Okay, I had been leaning this way for a very long time, having even argued with the professor that “natural evil” does not exist. Things can occur in nature that have bad, sometimes devastating effect on humans, but that doesn’t make them evil. And finally, just read (which is truly screwing with my paper) an excellent article ( Faro, Ingrid. “The question of evil and animal death before the Fall.” Trinity Journal (September 2015): 193-213) that points out that the cycles of nature (weather patterns, death of animals and plants, earthquakes, tidal waves, etc.) occurred prior to the history of mankind. And, since God did not create evil but only good, natural evil does not exist. Entire species of plants and animals existed prior to an ice age – we have evidence of it through paleontology; the continents used to be in different formations. Just because the “furniture” has been rearranged does not mean there was evil in the cycle.

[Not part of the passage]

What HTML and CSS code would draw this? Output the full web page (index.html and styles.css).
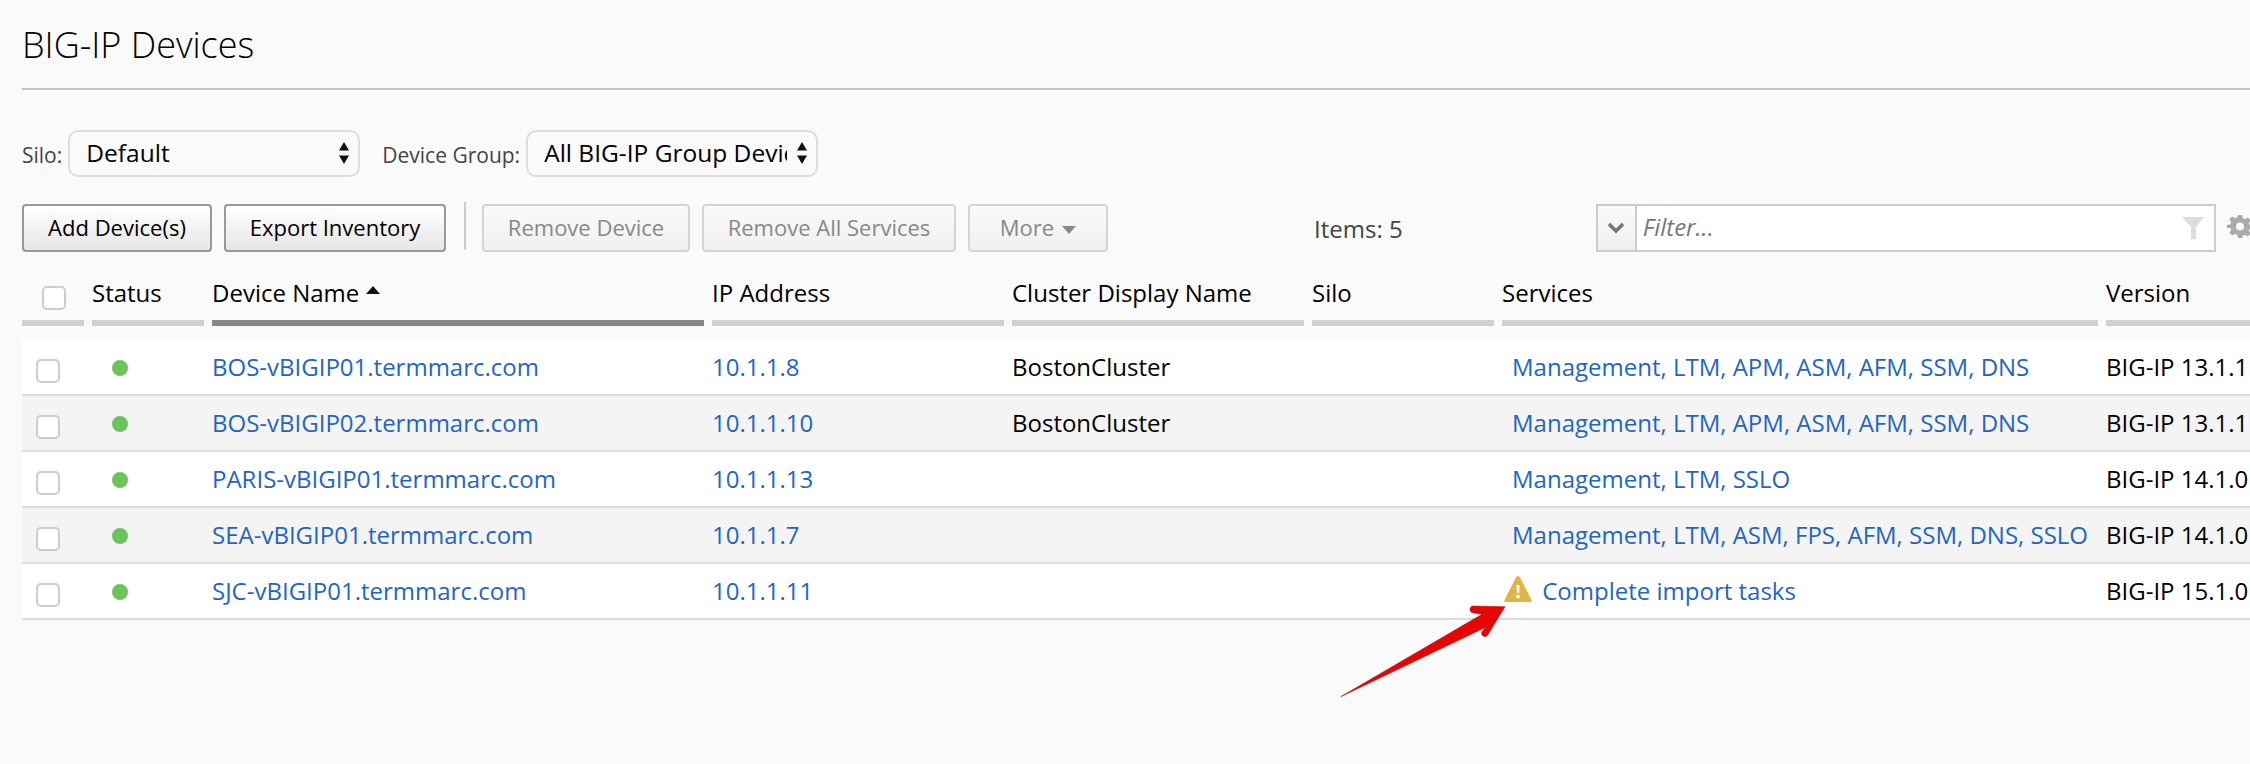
FILE: index.html
```html
<!DOCTYPE html>
<html lang="en">
  <head>
    <meta charset="UTF-8" />
    <title>BIG-IP Devices</title>
    <link rel="stylesheet" href="styles.css">
  </head>
  <body>
    <h1 class="page-title">BIG-IP Devices</h1>

    <div class="scope-row">
      <label class="scope-label" for="silo">Silo:</label>
      <span class="select-wrap">
        <select id="silo" class="scope-select"><option>Default</option></select>
        <svg class="select-arrows" width="12" height="24" viewBox="0 0 12 24"><path d="M6 1l5 8.500H1zM6 23l-5-8.500h10z" fill="#111"/></svg>
      </span>
      <label class="scope-label group-label" for="group">Device Group:</label>
      <span class="select-wrap">
        <select id="group" class="scope-select"><option>All BIG-IP Group Devices</option></select>
        <svg class="select-arrows" width="12" height="24" viewBox="0 0 12 24"><path d="M6 1l5 8.500H1zM6 23l-5-8.500h10z" fill="#111"/></svg>
      </span>
    </div>

    <div class="toolbar">
      <button class="btn add-btn">Add Device(s)</button>
      <button class="btn export-btn">Export Inventory</button>
      <span class="toolbar-sep"></span>
      <button class="btn btn-off remove-btn">Remove Device</button>
      <button class="btn btn-off remove-all-btn">Remove All Services</button>
      <button class="btn btn-off more-btn">More<span class="more-caret"></span></button>
      <span class="items-count">Items: 5</span>
      <div class="filter">
        <span class="filter-drop">
          <svg width="18" height="12" viewBox="0 0 18 12"><path d="M2 2l7 7 7-7" fill="none" stroke="#777" stroke-width="3.500"/></svg>
        </span>
        <span class="filter-text">Filter...</span>
        <svg class="filter-funnel" width="22" height="22" viewBox="0 0 22 22"><path d="M0 0h22l-8 10v12h-5V10z" fill="#ddd"/></svg>
      </div>
      <svg class="gear" width="24" height="24" viewBox="0 0 24 24"><path fill-rule="evenodd" fill="#aaa" d="M10 1h4l.8 3.300 2 .9 3-1.800 2.800 2.800-1.800 3 .9 2L25 11v3l-3.300.8-.9 2 1.800 3-2.800 2.800-3-1.800-2 .9L14 24h-4l-.8-3.300-2-.9-3 1.800-2.800-2.800 1.800-3-.9-2L-1 14v-3l3.300-.8.9-2-1.800-3 2.800-2.800 3 1.800 2-.9zM12 8.500a4 4 0 1 0 0 8 4 4 0 0 0 0-8z"/></svg>
    </div>

    <table class="devices">
      <colgroup>
        <col class="col-check"><col class="col-status"><col class="col-name"><col class="col-ip">
        <col class="col-cluster"><col class="col-silo"><col class="col-services"><col class="col-version">
      </colgroup>
      <thead>
        <tr>
          <th><div class="head head-check"><input type="checkbox" class="check check-all"></div></th>
          <th><div class="head">Status</div></th>
          <th><div class="head head-sorted">Device Name<span class="sort-up"></span></div></th>
          <th><div class="head">IP Address</div></th>
          <th><div class="head">Cluster Display Name</div></th>
          <th><div class="head">Silo</div></th>
          <th><div class="head">Services</div></th>
          <th><div class="head">Version</div></th>
        </tr>
      </thead>
      <tbody>
        <tr>
          <td class="cell-check"><input type="checkbox" class="check"></td>
          <td><span class="dot"></span></td>
          <td><a href="#">BOS-vBIGIP01.termmarc.com</a></td>
          <td><a href="#">10.1.1.8</a></td>
          <td>BostonCluster</td>
          <td></td>
          <td class="cell-services"><a href="#">Management, LTM, APM, ASM, AFM, SSM, DNS</a></td>
          <td>BIG-IP 13.1.1</td>
        </tr>
        <tr>
          <td class="cell-check"><input type="checkbox" class="check"></td>
          <td><span class="dot"></span></td>
          <td><a href="#">BOS-vBIGIP02.termmarc.com</a></td>
          <td><a href="#">10.1.1.10</a></td>
          <td>BostonCluster</td>
          <td></td>
          <td class="cell-services"><a href="#">Management, LTM, APM, ASM, AFM, SSM, DNS</a></td>
          <td>BIG-IP 13.1.1</td>
        </tr>
        <tr>
          <td class="cell-check"><input type="checkbox" class="check"></td>
          <td><span class="dot"></span></td>
          <td><a href="#">PARIS-vBIGIP01.termmarc.com</a></td>
          <td><a href="#">10.1.1.13</a></td>
          <td></td>
          <td></td>
          <td class="cell-services"><a href="#">Management, LTM, SSLO</a></td>
          <td>BIG-IP 14.1.0</td>
        </tr>
        <tr>
          <td class="cell-check"><input type="checkbox" class="check"></td>
          <td><span class="dot"></span></td>
          <td><a href="#">SEA-vBIGIP01.termmarc.com</a></td>
          <td><a href="#">10.1.1.7</a></td>
          <td></td>
          <td></td>
          <td class="cell-services"><a href="#">Management, LTM, ASM, FPS, AFM, SSM, DNS, SSLO</a></td>
          <td>BIG-IP 14.1.0</td>
        </tr>
        <tr>
          <td class="cell-check"><input type="checkbox" class="check"></td>
          <td><span class="dot"></span></td>
          <td><a href="#">SJC-vBIGIP01.termmarc.com</a></td>
          <td><a href="#">10.1.1.11</a></td>
          <td></td>
          <td></td>
          <td class="cell-warn">
            <svg class="warn-icon" width="28" height="26" viewBox="0 0 28 26"><path d="M14 0c1 0 1.600.7 2.200 1.800L27.500 24c.4.900.1 2-1.500 2H2C.4 26 .1 24.900.5 24L11.800 1.800C12.400.7 13 0 14 0z" fill="#e3b344"/><path d="M12.300 9h3.400l-.6 8h-2.200z" fill="#fff"/><circle cx="14" cy="20.500" r="1.900" fill="#fff"/></svg>
            <a href="#">Complete import tasks</a>
          </td>
          <td>BIG-IP 15.1.0</td>
        </tr>
      </tbody>
    </table>

    <!-- annotation drawn on top of the screenshot -->
    <svg class="callout" width="220" height="110" viewBox="30 60 220 110">
      <path d="M205 66.700L173 66c-3.500 0-4.200 6-.5 6.700l9.500 1.600L40.700 156.700l145-69.400-3.700 4.400c-2 3.500 3 6.500 5.500 3.500z" fill="#e60404" stroke="#b30000" stroke-width=".5"/>
    </svg>
  </body>
</html>
```

FILE: styles.css
```css
html,
body {
  height: 100%;
}
body {
  margin: 0;
  padding-left: 22px;
  position: relative;
  overflow: hidden;
  background: #fafafa;
  color: #000;
  font-family: "Open Sans", "Liberation Sans", sans-serif;
  font-size: 24px;
}
.page-title {
  margin: 0;
  height: 88px;
  box-sizing: content-box;
  border-bottom: 2px solid #c4c4c4;
  font-size: 36px;
  font-weight: 300;
  line-height: 90px;
}

/* silo + device group */
.scope-row {
  display: flex;
  align-items: center;
  margin-top: 40px;
  height: 47px;
}
.scope-label {
  color: #444;
  font-size: 21px;
  margin-top: 3px;
}
.group-label {
  margin-left: 22px;
}
.select-wrap {
  position: relative;
  margin-left: 6px;
}
.scope-select {
  display: block;
  appearance: none;
  width: 292px;
  height: 47px;
  padding: 0 29px 2px 16px;
  box-sizing: border-box;
  border: 2px solid #ddd;
  border-radius: 10px;
  background: #fafafa;
  color: #000;
  font-family: inherit;
  font-size: 24.500px;
}
.select-arrows {
  position: absolute;
  right: 10px;
  top: 11px;
}

/* buttons row */
.toolbar {
  display: flex;
  align-items: center;
  margin-top: 27px;
  height: 48px;
}
.toolbar > * {
  flex: none;
}
.btn {
  height: 48px;
  box-sizing: border-box;
  padding: 0 0 2px;
  border: 2px solid #999;
  border-radius: 4px;
  background: linear-gradient(#fff, #e6e6e6);
  color: #000;
  font-family: inherit;
  font-size: 22px;
}
.btn-off {
  border-color: #d4d4d4;
  background: linear-gradient(#fafafa, #f0f0f0);
  color: #888;
}
.add-btn {
  width: 190px;
}
.export-btn {
  width: 222px;
  margin-left: 12px;
}
.toolbar-sep {
  width: 2px;
  height: 48px;
  margin: -4px 16px 0 18px;
  background: #ccc;
}
.remove-btn {
  width: 208px;
}
.remove-all-btn {
  width: 254px;
  margin-left: 12px;
}
.more-btn {
  width: 140px;
  margin-left: 12px;
}
.more-caret {
  display: inline-block;
  margin-left: 8px;
  vertical-align: 2px;
  border-style: solid;
  border-width: 8px 7px 0;
  border-color: #888 transparent transparent;
}
.items-count {
  margin-left: 206px;
  color: #444;
}
.filter {
  display: flex;
  align-items: center;
  margin-left: 193px;
  width: 620px;
  height: 48px;
  box-sizing: border-box;
  border: 2px solid #ccc;
  background: #fff;
}
.filter-drop {
  display: flex;
  align-items: center;
  justify-content: center;
  width: 37px;
  height: 100%;
  border-right: 2px solid #ccc;
  background: linear-gradient(#fafafa, #efefef);
}
.filter-text {
  margin-left: 6px;
  padding-bottom: 3px;
  flex: 1;
  color: #777;
  font-style: italic;
}
.filter-funnel {
  margin-right: 10px;
}
.gear {
  margin-left: 12px;
  margin-top: -4px;
  filter: blur(.5px);
  overflow: visible;
}

/* device table */
.devices {
  margin-top: 23px;
  width: 2284px;
  table-layout: fixed;
  border-collapse: collapse;
}
.col-check {
  width: 70px;
}
.col-status {
  width: 120px;
}
.col-name {
  width: 500px;
}
.col-ip,
.col-cluster {
  width: 300px;
}
.col-silo {
  width: 190px;
}
.col-services {
  width: 604px;
}
.devices th {
  padding: 0 8px 14px 0;
  font-weight: 400;
  text-align: left;
  vertical-align: bottom;
}
.head {
  height: 45px;
  line-height: 36px;
  border-bottom: 6px solid #d0d0d0;
  white-space: nowrap;
}
.head-sorted {
  border-bottom-color: #888;
}
.head-check {
  height: 34px;
  padding-top: 11px;
}
.sort-up {
  display: inline-block;
  margin-left: 7px;
  vertical-align: 8px;
  border-style: solid;
  border-width: 0 7px 8px;
  border-color: transparent transparent #111;
}
.devices td {
  height: 52px;
  padding: 0 0 2px;
  background: #fff;
  border-bottom: 2px solid #ddd;
  white-space: nowrap;
}
.devices tbody tr:nth-child(even) td {
  background: #f4f4f4;
}
.devices a {
  color: #1f66c4;
  text-decoration: none;
}
.check {
  display: block;
  appearance: none;
  width: 24px;
  height: 24px;
  margin: 0;
  border: 2px solid #ccc;
  border-radius: 5px;
  background: #fff;
}
.check-all {
  margin-left: 20px;
}
.devices td.cell-check {
  padding: 7px 0 0 14px;
  height: 47px;
}
.dot {
  display: block;
  width: 16px;
  height: 16px;
  margin: 4px 0 0 20px;
  border-radius: 50%;
  background: #6cc35d;
}
.devices td.cell-services {
  padding-left: 10px;
}
.devices td.cell-warn {
  padding-left: 2px;
}
.warn-icon {
  margin-right: 4px;
  vertical-align: -2px;
  filter: blur(.4px);
}
.callout {
  position: absolute;
  left: 1330px;
  top: 600px;
}
```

I truly think that evil must have an actual intent – not that it is part of the cycle of life. Death happens because we are limited creations – we have a finite existence. That doesn’t make death bad. Now we can die of horrible diseases – but does that make the disease evil? Whatever microbe has caused the disease, or warping of the cancer cells that we are all born with, or failure of our body to fight off the disease – it can have devastating effects on the people suffering, their families and friends, but I still don’t think it’s evil.
Which is why I’ll still use the example of “natural evils” in the paper, because I believe that they still provide an opportunity for mankind to learn, to grow, to utilize overwhelming good to overcome some of these effects.